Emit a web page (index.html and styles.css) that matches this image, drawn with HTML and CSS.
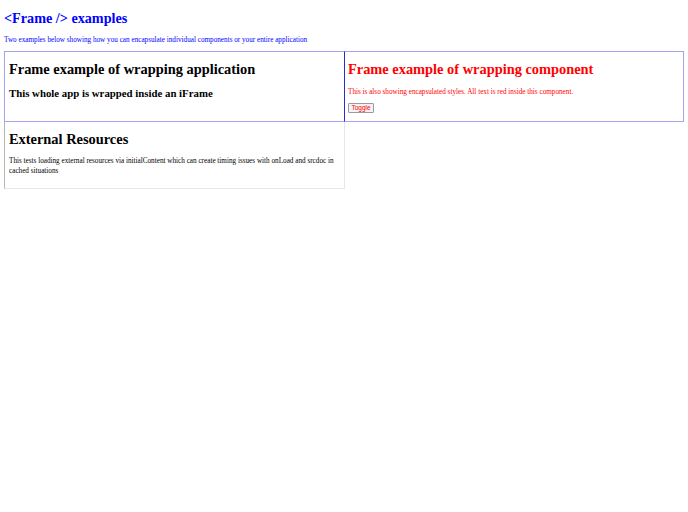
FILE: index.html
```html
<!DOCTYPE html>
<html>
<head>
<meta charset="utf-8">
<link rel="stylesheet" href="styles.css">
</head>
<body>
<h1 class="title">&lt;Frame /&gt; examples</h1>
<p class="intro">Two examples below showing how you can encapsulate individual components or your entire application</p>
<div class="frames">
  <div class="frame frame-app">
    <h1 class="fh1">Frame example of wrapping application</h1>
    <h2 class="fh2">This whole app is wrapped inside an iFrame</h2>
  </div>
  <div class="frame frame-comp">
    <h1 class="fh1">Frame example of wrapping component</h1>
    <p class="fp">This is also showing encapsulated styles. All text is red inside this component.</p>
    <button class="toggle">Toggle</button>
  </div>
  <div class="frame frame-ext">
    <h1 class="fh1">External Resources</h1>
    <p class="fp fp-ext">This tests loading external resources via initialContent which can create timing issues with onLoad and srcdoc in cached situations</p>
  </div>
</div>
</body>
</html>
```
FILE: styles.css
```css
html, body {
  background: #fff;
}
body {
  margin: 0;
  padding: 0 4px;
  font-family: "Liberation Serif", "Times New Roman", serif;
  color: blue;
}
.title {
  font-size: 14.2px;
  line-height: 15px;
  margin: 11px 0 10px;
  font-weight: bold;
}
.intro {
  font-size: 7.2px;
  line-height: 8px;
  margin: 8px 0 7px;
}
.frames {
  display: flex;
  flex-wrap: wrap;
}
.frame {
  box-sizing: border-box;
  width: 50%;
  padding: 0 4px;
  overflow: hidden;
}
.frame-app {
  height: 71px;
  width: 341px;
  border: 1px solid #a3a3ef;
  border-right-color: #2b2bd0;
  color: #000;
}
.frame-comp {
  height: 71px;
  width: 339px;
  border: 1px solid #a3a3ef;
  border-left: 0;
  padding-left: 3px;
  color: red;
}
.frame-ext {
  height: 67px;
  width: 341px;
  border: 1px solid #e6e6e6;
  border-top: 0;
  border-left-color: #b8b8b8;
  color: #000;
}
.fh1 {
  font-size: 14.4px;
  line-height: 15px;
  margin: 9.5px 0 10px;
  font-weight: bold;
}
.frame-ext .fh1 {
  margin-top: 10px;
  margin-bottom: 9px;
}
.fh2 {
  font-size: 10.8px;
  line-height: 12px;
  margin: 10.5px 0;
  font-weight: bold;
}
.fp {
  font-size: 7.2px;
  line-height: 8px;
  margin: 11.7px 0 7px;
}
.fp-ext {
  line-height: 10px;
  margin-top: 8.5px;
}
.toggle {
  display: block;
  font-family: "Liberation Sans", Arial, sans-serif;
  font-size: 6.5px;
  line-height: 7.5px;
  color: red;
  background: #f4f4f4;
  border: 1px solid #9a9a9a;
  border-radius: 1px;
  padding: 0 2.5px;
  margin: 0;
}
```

Task directions:
Look through the lines above and collect those with the word "styles".

Answer to this exercise:
Emit a web page (index.html and styles.css) that matches this image, drawn with HTML and CSS.
<link rel="stylesheet" href="styles.css">
    <p class="fp">This is also showing encapsulated styles. All text is red inside this component.</p>
FILE: styles.css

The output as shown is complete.